_Set task:_ For the data below, work out how many lines contain the word "index" and supply only that number.
— Start —
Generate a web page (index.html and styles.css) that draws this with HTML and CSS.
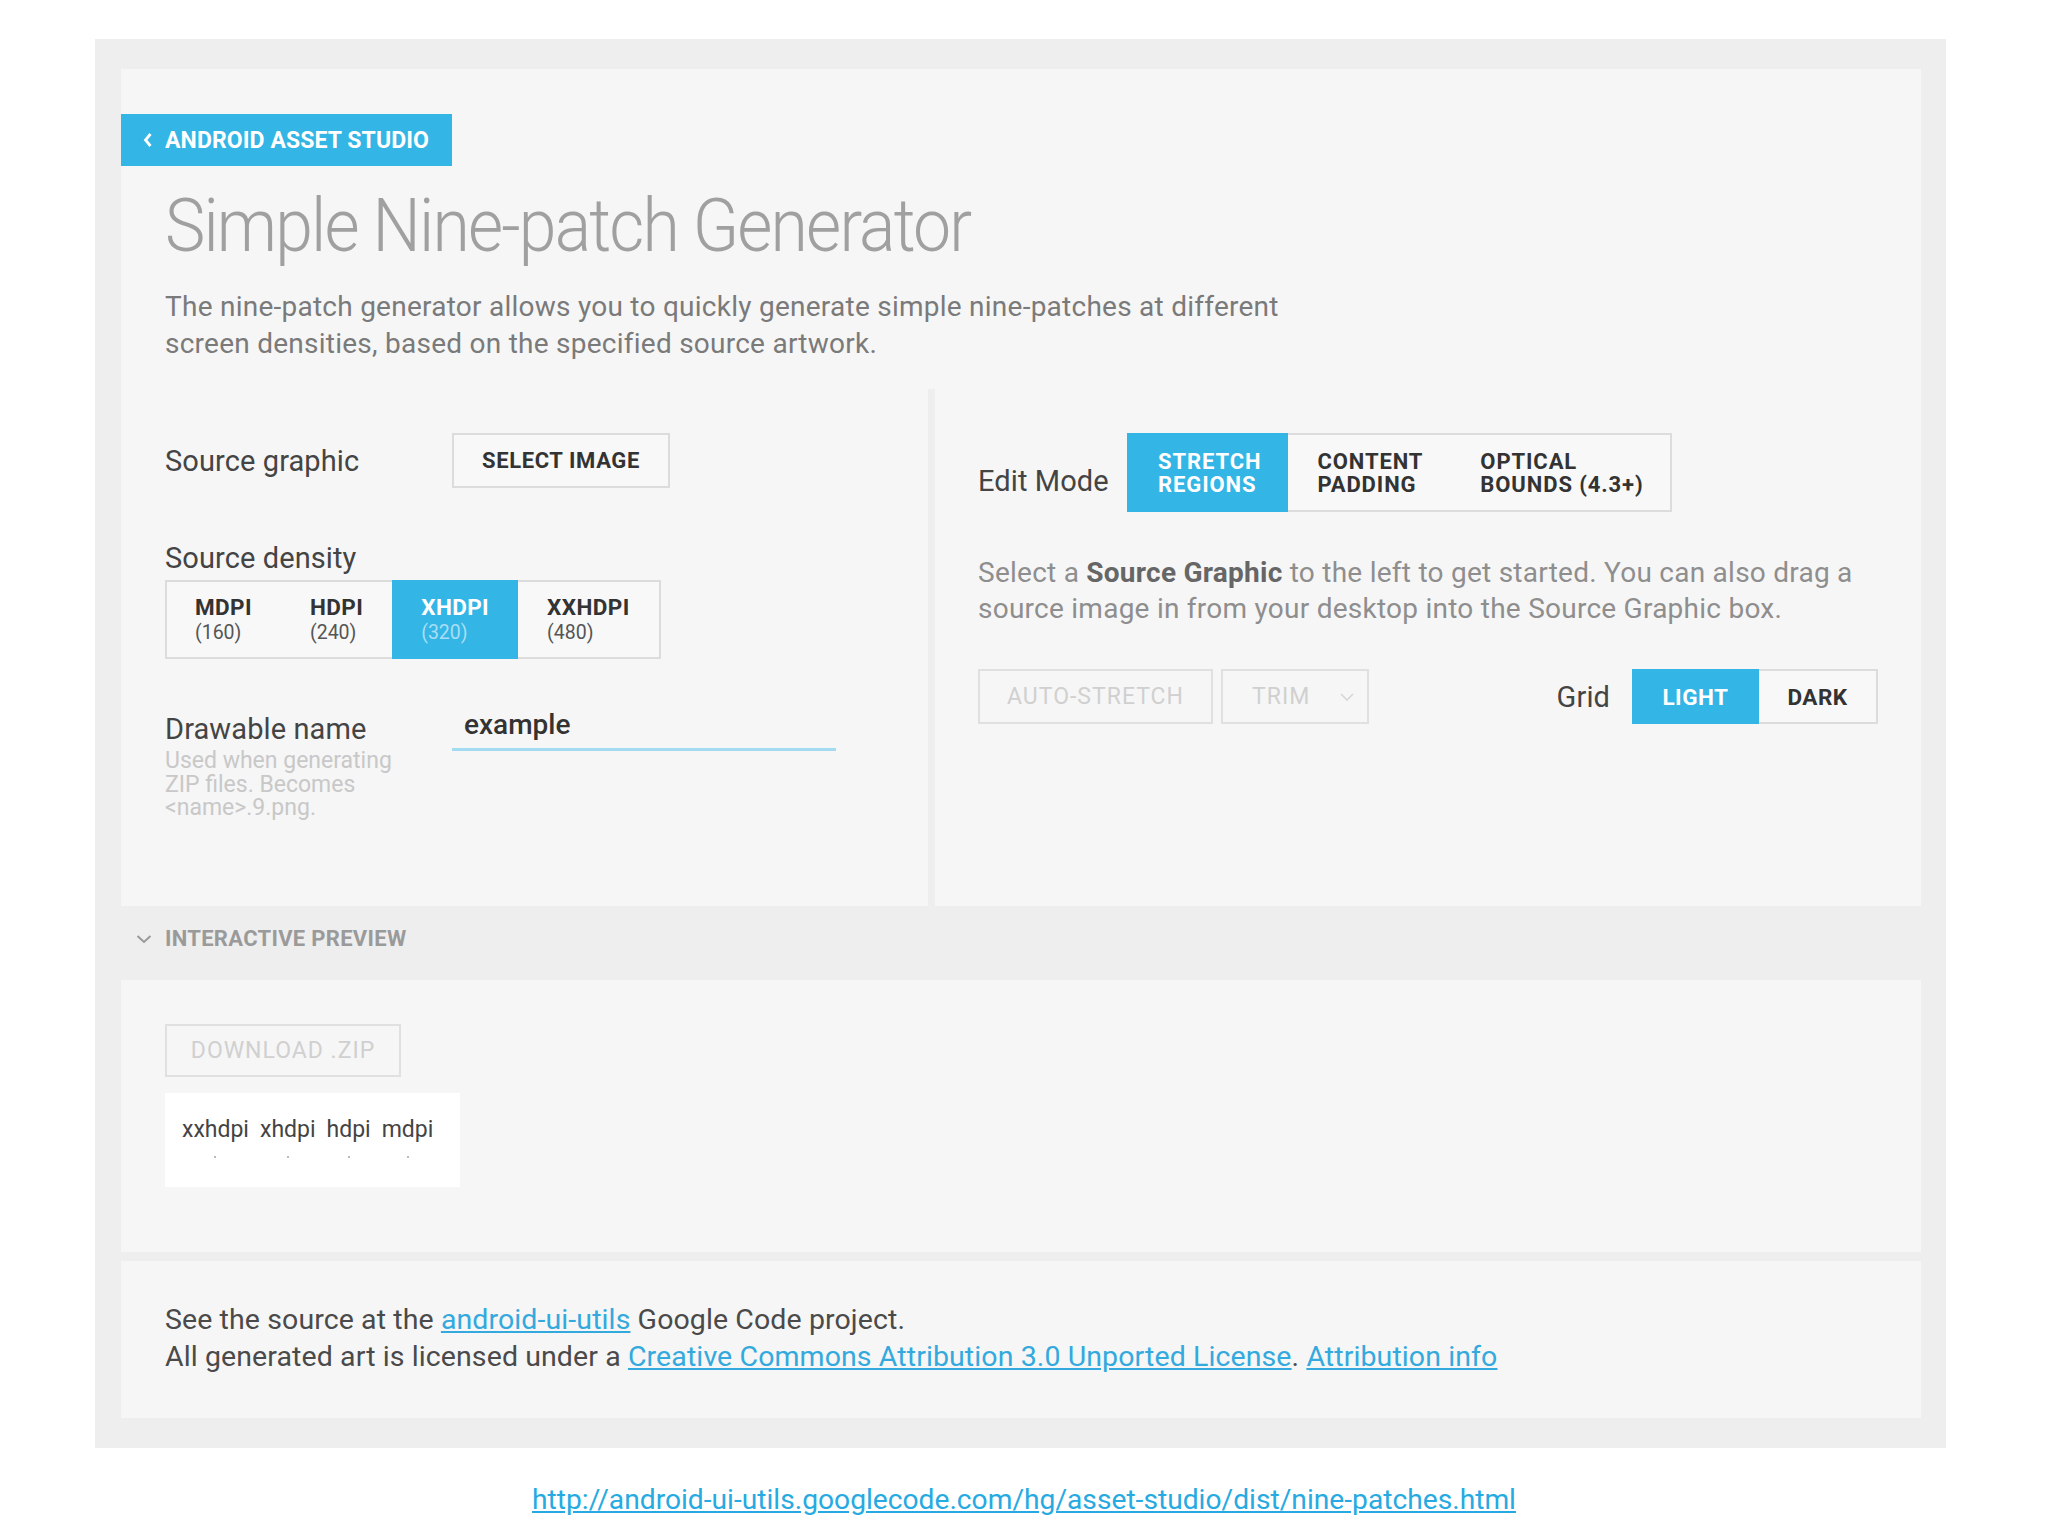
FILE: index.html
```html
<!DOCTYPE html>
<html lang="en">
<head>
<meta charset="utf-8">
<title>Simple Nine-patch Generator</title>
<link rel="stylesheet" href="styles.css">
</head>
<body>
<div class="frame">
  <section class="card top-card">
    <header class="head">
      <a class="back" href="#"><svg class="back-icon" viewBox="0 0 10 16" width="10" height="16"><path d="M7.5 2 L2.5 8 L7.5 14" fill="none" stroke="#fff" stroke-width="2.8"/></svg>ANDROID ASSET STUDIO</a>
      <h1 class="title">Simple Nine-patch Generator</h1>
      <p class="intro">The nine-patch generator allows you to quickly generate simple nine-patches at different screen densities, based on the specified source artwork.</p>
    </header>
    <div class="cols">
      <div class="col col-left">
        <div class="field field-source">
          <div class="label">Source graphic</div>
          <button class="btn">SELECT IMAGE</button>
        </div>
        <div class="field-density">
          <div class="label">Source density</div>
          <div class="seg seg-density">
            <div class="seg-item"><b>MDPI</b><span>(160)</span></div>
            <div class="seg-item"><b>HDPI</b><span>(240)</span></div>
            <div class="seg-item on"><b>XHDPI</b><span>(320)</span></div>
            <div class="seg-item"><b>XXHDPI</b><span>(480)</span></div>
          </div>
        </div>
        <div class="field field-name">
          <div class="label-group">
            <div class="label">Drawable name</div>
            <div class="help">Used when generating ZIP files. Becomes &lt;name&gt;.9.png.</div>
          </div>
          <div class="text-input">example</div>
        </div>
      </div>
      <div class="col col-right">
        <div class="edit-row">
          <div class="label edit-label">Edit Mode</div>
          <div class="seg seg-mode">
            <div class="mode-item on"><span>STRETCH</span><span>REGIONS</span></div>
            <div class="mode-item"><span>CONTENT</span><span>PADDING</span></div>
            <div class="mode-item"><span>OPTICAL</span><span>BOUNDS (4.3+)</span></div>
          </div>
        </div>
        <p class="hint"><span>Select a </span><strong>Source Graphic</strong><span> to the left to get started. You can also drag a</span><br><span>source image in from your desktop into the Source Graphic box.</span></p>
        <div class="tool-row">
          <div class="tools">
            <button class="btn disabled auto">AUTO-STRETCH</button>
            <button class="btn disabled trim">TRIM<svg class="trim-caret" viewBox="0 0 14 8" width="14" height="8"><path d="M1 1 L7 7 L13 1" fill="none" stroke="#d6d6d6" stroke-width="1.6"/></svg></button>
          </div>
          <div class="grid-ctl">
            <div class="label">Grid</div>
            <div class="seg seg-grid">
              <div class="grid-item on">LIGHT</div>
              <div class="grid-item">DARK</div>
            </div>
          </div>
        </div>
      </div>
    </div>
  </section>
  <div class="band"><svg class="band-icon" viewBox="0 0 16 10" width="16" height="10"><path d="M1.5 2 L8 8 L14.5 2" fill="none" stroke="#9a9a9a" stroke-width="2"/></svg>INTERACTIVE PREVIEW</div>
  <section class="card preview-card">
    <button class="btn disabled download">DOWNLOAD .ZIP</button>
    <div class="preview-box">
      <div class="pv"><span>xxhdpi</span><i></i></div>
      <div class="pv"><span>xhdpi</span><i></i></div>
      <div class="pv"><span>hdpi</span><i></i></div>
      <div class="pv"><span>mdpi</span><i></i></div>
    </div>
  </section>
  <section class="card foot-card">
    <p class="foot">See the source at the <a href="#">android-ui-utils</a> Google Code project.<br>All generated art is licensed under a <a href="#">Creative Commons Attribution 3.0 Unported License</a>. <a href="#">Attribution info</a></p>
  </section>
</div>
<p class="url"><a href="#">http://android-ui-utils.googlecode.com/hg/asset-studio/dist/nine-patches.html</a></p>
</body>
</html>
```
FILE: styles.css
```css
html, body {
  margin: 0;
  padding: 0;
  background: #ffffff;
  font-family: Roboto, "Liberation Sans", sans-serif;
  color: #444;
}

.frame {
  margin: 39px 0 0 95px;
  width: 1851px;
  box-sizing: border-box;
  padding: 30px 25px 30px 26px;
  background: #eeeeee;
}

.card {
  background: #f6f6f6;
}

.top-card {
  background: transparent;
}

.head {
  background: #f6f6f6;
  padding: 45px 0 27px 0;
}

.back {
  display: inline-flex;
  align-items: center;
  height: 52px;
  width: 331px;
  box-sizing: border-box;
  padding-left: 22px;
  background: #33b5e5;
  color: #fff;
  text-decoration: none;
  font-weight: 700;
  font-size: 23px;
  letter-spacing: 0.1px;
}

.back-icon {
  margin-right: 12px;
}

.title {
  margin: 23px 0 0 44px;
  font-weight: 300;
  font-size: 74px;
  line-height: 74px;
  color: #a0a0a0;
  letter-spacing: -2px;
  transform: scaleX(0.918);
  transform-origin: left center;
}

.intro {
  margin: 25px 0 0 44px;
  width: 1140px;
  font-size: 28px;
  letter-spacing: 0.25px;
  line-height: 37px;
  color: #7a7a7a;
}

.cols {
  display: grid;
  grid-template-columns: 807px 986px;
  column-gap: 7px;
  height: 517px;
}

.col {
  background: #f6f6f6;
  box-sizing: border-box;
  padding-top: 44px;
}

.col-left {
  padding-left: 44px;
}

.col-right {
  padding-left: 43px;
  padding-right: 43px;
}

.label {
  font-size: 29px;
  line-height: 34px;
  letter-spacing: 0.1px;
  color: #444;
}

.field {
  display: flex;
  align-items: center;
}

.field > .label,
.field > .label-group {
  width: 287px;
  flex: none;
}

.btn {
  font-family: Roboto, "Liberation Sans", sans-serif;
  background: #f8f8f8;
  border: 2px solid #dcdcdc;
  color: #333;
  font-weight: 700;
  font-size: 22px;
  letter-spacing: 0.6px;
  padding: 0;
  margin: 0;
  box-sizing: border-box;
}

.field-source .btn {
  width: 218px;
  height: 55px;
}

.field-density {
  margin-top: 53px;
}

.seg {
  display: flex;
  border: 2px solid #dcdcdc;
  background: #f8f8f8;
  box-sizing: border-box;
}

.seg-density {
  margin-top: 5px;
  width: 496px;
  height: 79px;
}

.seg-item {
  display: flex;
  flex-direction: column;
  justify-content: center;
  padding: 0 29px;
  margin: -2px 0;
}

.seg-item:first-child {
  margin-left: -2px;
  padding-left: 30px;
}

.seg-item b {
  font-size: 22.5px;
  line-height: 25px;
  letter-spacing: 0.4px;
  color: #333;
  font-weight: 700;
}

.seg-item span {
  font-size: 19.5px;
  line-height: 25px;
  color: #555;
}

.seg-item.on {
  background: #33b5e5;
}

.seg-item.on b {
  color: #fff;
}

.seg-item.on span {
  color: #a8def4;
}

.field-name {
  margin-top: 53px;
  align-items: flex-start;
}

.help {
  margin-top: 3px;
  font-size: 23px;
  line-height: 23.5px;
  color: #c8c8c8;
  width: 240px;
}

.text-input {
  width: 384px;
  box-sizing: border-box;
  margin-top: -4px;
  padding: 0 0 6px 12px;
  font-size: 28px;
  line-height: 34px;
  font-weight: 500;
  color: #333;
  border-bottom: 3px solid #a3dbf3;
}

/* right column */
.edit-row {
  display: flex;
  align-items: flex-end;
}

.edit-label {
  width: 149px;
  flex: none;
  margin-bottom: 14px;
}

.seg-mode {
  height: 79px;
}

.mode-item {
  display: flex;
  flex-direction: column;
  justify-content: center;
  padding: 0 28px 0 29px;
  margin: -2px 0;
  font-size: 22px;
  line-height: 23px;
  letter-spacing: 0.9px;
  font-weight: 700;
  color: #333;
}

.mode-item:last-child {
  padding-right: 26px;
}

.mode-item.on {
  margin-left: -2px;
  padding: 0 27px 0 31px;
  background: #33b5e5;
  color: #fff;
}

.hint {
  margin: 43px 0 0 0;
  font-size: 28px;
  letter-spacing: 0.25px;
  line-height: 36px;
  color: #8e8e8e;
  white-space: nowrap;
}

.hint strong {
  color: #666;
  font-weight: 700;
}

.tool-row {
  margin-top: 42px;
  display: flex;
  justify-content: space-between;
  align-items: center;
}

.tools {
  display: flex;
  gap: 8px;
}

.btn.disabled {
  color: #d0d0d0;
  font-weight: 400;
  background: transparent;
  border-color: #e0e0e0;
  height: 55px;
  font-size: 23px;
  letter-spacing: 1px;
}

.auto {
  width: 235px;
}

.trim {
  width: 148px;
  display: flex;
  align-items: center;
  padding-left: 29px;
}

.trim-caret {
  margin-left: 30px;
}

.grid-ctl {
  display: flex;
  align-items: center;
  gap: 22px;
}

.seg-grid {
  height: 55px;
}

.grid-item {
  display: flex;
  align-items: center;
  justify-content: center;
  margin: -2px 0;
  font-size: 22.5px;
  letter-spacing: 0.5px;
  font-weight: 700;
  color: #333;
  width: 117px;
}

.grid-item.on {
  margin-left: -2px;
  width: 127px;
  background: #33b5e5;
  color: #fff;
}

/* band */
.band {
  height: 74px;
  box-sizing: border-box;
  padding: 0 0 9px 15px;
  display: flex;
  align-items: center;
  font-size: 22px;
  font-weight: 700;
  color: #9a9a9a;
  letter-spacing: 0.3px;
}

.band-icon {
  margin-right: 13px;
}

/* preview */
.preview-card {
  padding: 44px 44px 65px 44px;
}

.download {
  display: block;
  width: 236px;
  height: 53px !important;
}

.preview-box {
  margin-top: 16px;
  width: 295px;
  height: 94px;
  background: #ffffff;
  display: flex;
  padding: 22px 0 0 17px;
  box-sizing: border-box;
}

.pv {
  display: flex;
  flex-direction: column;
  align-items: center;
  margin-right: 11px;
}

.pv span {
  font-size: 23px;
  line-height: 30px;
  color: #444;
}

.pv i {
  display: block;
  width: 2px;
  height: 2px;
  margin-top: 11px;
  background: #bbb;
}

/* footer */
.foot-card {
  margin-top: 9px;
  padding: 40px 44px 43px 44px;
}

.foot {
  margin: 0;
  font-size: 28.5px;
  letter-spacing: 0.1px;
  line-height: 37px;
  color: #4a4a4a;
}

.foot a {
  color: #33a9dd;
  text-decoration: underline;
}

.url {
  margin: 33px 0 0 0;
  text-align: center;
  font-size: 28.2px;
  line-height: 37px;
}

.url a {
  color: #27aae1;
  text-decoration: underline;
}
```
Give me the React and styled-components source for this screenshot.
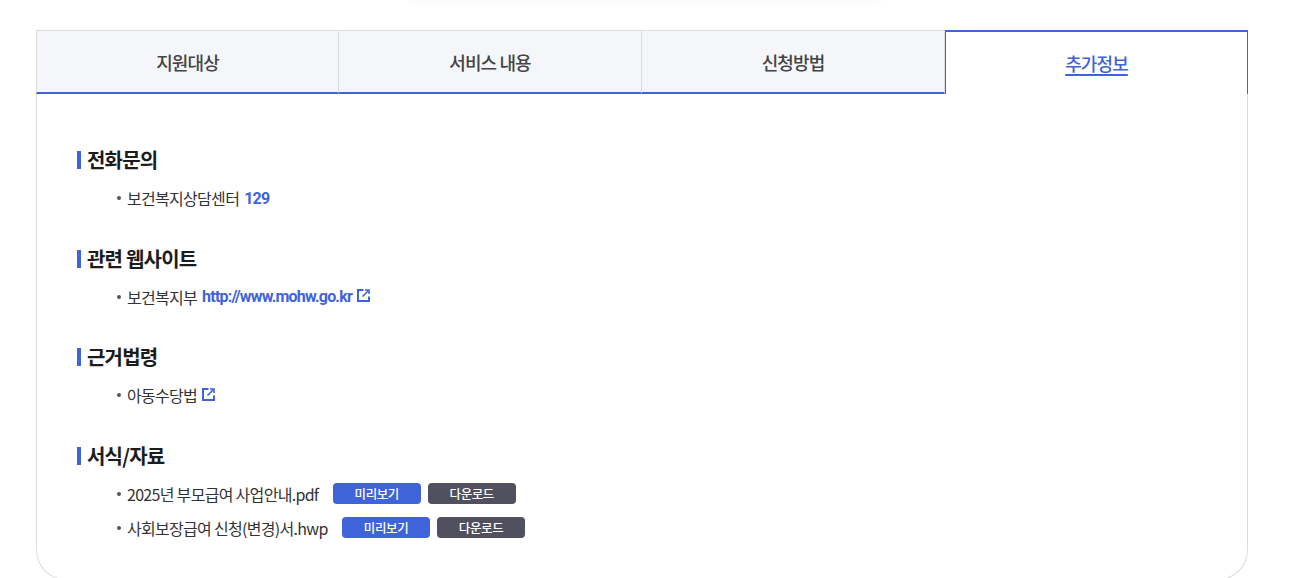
— End —
_Completed task:_ 2